Last year’s Ballerina, or as Lionsgate’s marketing team would prefer us to say From the World of John Wick: Ballerina, failed as both proof that the Keanu Reeves-led franchise could support expansion and that “ballet action thriller” could be a worthy new genre. The title, in whichever format audiences came across it, was both confusing and misleading, the film ultimately featuring very little in the way of actual dance moves.
For those who left the cinema enraged at Ana de Armas’s lack of arabesque kills, they can get their fill at home this week with Amazon’s fresh-from-SXSW actioner Pretty Lethal, a film all about ballet dancers actually using their skills to slaughter a string of eastern European bad guys. It’s a neat idea, positioning women who might be untrained fighters but who have grit and stamina learned from a gruelling form of dance many underestimate, and in an overcrowded field, it gives it a slight yet elegantly extended, leg up.
The young women are American dancers en route to a competition in Budapest when their bus breaks down in the middle of nowhere (it’s a rare example of an American genre film shot in eastern Europe that’s also actually set there too). It’s a group of somewhat familiar faces – To All the Boys I’ve Loved Before’s Lana Condor, reality star turned Sia muse turned West Side Story player Maddie Ziegler, A Quiet Place’s Millicent Simmonds, Judd Apatow’s daughter Iris and Mean Girls remake star Avantika – who encounter a one-time A-lister in the woods. Taking on a version of the role Anjelica Huston played in Ballerina (dodgy accent with an order of extra ham), Uma Thurman is Devora, the owner of a remote inn, a one-time dancer who now operates a criminal enterprise.
In a turn of events that resembles a less eye-openingly gory and markedly less effective riff on Jeremy Saulnier’s fantastically thrilling Green Room, the girls witness the true nature of Devora’s operation and are stuck with bloodthirsty goons standing between them and freedom.
With a runtime of less than 90 minutes, British director Vicky Jewson keeps things dancing along nice and fast even if it means that Kate Freund’s economical script can feel at times a little too basic. The ballerinas are not given much in the way of differentiating characteristics (rich one, poorer one, Christian one, sisters ones) and the use of the boringly overdone character-takes-drugs-without-realising cliche makes one pray it’s soon retired but Jewson has fun throwing her characters into sub-John Wick sequences, finding ways to make use of what they lack and what they’re able to transfer from their skillset. It does mean that when facing off against multiple henchmen at once, a heavy suspension of disbelief is necessary (there are a lot of hardened burly men who are dizzy and flailing in the background) but there’s a real earned tenacity to the dancers that keeps us involved and on side.

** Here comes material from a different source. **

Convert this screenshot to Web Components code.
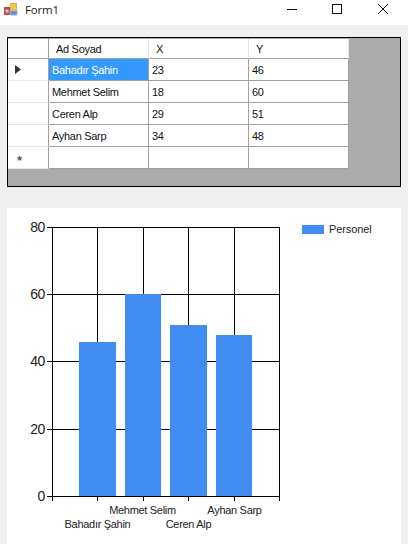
<!DOCTYPE html>
<html>
<head>
<meta charset="utf-8">
<title>Form1</title>
<style>
	html, body { margin: 0; padding: 0; background: #f0f0f0; }
	body { width: 408px; height: 544px; overflow: hidden; }
</style>
</head>
<body>
<form-window caption="Form1">
	<data-grid></data-grid>
	<bar-chart></bar-chart>
</form-window>

<script>
const PEOPLE = [
	['Bahadır Şahin', 23, 46],
	['Mehmet Selim', 18, 60],
	['Ceren Alp', 29, 51],
	['Ayhan Sarp', 34, 48]
];

// Window frame with title bar
class FormWindow extends HTMLElement {
	constructor() {
		super();
		this.attachShadow({ mode: 'open' });
	}

	connectedCallback() {
		this.shadowRoot.innerHTML = `
            <style>
                :host {
                    display: block;
                    width: 408px;
                    height: 544px;
                    background: #f0f0f0;
                }

                .titlebar {
                    height: 25px;
                    background: #ffffff;
                    display: flex;
                    align-items: center;
                    padding-left: 3px;
                    gap: 6px;
                    font-family: 'Open Sans', 'Liberation Sans', sans-serif;
                    font-size: 11.5px;
                    letter-spacing: -0.2px;
                    color: #222222;
                }

                .logo { width: 16px; height: 16px; flex-shrink: 0; margin-bottom: 5px; }

                .caption { flex: 1; margin-bottom: 7px; }

                .buttons { display: flex; align-self: flex-start; margin-right: 1px; }

                .buttons svg { width: 46px; height: 19px; display: block; }

                .content {
                    display: flex;
                    flex-direction: column;
                    gap: 21px;
                    padding: 12px 7px 0 7px;
                }
            </style>
            <div class="titlebar">
                <svg class="logo" viewBox="0 0 16 16">
                    <rect x="1" y="5" width="6" height="8" fill="#c8483c"/>
                    <rect x="2.5" y="7.5" width="3" height="3" fill="#eec0b4"/>
                    <rect x="7.5" y="1.5" width="6" height="7" fill="#f4c840" stroke="#c8b070" stroke-width="1"/>
                    <rect x="7" y="9" width="7" height="4" fill="#5c8ad8" stroke="#a0b4d8" stroke-width="1"/>
                </svg>
                <span class="caption">${this.getAttribute('caption')}</span>
                <div class="buttons">
                    <svg viewBox="0 0 46 19"><path d="M18 9.5H28" stroke="#111" fill="none"/></svg>
                    <svg viewBox="0 0 46 19"><rect x="17.5" y="4.5" width="9" height="9" stroke="#111" fill="none"/></svg>
                    <svg viewBox="0 0 46 19"><path d="M17 4L27 14M27 4L17 14" stroke="#111" fill="none"/></svg>
                </div>
            </div>
            <div class="content"><slot></slot></div>
        `;
	}
}

// DataGridView look-alike
class DataGrid extends HTMLElement {
	constructor() {
		super();
		this.attachShadow({ mode: 'open' });
	}

	connectedCallback() {
		const rows = PEOPLE.map((p, i) => `
            <div class="head arrow">${i === 0 ? '<svg width="6" height="9" viewBox="0 0 6 9"><path d="M0 0L6 4.5L0 9Z" fill="#333"/></svg>' : ''}</div>
            <div class="cell ${i === 0 ? 'sel' : ''}">${p[0]}</div>
            <div class="cell">${p[1]}</div>
            <div class="cell">${p[2]}</div>
        `).join('');

		this.shadowRoot.innerHTML = `
            <style>
                :host {
                    display: block;
                    box-sizing: border-box;
                    width: 394px;
                    height: 150px;
                    background: #ababab;
                    border: 1px solid #000000;
                    padding-top: 1px;
                    font-family: 'Liberation Sans', Arial, sans-serif;
                    font-size: 11px;
                    letter-spacing: -0.3px;
                    color: #111111;
                }

                .table {
                    display: grid;
                    grid-template-columns: 41px 100px 100px 100px;
                    grid-template-rows: 20px repeat(5, 22px);
                    width: 341px;
                }

                .table > div {
                    box-sizing: border-box;
                    display: flex;
                    align-items: center;
                    white-space: nowrap;
                    overflow: hidden;
                }

                .top {
                    background: #ffffff;
                    border-right: 1px solid #e4e4e4;
                    border-bottom: 1px solid #a0a0a0;
                    padding-left: 7px;
                    padding-top: 1px;
                }

                .head {
                    background: #ffffff;
                    border-right: 1px solid #a0a0a0;
                    border-bottom: 1px solid #e8e8e8;
                    justify-content: center;
                }

                .arrow { padding-right: 21px; }

                .cell {
                    background: #ffffff;
                    border-right: 1px solid #a0a0a0;
                    border-bottom: 1px solid #a0a0a0;
                    padding-left: 3px;
                    padding-top: 1px;
                }

                .sel { background: #3399ff; color: #ffffff; }

                .star {
                    font-size: 13px;
                    font-weight: bold;
                    color: #555555;
                    padding-right: 17px;
                    padding-top: 6px;
                }
            </style>
            <div class="table">
                <div class="top" style="border-right-color:#a0a0a0"></div>
                <div class="top">Ad Soyad</div>
                <div class="top">X</div>
                <div class="top">Y</div>
                ${rows}
                <div class="head star">*</div>
                <div class="cell"></div>
                <div class="cell"></div>
                <div class="cell"></div>
            </div>
        `;
	}
}

// Column chart, drawn on the same pixel grid as the reference
class BarChart extends HTMLElement {
	constructor() {
		super();
		this.attachShadow({ mode: 'open' });
	}

	connectedCallback() {
		const left = 45, right = 272, top = 19, bottom = 288;
		const xs = [45, 90, 136, 181, 227, 272];
		const ys = [[80, 19], [60, 86], [40, 153], [20, 221], [0, 288]];
		// x, width, top of each column
		const bars = [[72, 37, 134], [118, 36, 86], [163, 37, 117], [209, 36, 127]];

		const grid = [
			...xs.map(x => `<line x1="${x + .5}" y1="${top}" x2="${x + .5}" y2="${bottom + 5}"/>`),
			...ys.map(y => `<line x1="${left - 5}" y1="${y[1] + .5}" x2="${right}" y2="${y[1] + .5}"/>`)
		].join('');

		this.shadowRoot.innerHTML = `
            <style>
                :host { display: block; width: 394px; height: 336px; background: #ffffff; }
                svg { display: block; font-family: 'Liberation Sans', Arial, sans-serif; }
                .axis { font-size: 14px; letter-spacing: -0.4px; fill: #222222; }
                .label { font-size: 11px; letter-spacing: -0.3px; fill: #222222; }
                .legend { font-size: 11px; letter-spacing: -0.1px; fill: #222222; }
            </style>
            <svg width="394" height="336" viewBox="0 0 394 336">
                <g stroke="#000000" stroke-width="1" shape-rendering="crispEdges">${grid}</g>
                ${bars.map(b => `<rect x="${b[0]}" y="${b[2]}" width="${b[1]}" height="${bottom - b[2]}" fill="#418cf0"/>`).join('')}
                ${ys.map(y => `<text class="axis" x="38" y="${y[1] + 5}" text-anchor="end">${y[0]}</text>`).join('')}
                <text class="label" x="90.5" y="320" text-anchor="middle">Bahadır Şahin</text>
                <text class="label" x="135.5" y="306" text-anchor="middle">Mehmet Selim</text>
                <text class="label" x="181.5" y="320" text-anchor="middle">Ceren Alp</text>
                <text class="label" x="227.5" y="306" text-anchor="middle">Ayhan Sarp</text>
                <rect x="295" y="17" width="22" height="9" fill="#418cf0"/>
                <text class="legend" x="322" y="25">Personel</text>
            </svg>
        `;
	}
}

customElements.define('form-window', FormWindow);
customElements.define('data-grid', DataGrid);
customElements.define('bar-chart', BarChart);
</script>
</body>
</html>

It sounds like the set-up for a post-Home Alone kids movie but Jewson employs enough slicing, stabbing and severing to remind us we are very much in R-rated territory and it gives the film an added burst of energy (ballet pumps transformed into shivs deliver many satisfying blows). The young actors might not get a huge amount to say or do but they’re all game and make for convincing learned-on-the-job fighters while Condor’s knack for comedy nudges her to standout status. As the big bad, Thurman is hammy enough for one to want just that bit more to edge it into full scenery-devouring camp, especially as she re-embraces her ballet roots in the finale. It’s the kind of over-the-cliff villain role one could imagine Parker Posey destroying but I was left wanting almost as if Thurman decided to take it all more seriously than it deserved.
Nothing here is to be taken very seriously at all but it is mostly devoid of the suffocating, and often nihilistic, smugness one has come to expect from modern action films, especially those which premiere at SXSW (here it all matters just about as much as it should). The Pretty Lethal dancers might not be rivalling John Wick anytime soon but they could take down his Ballerina quite easily.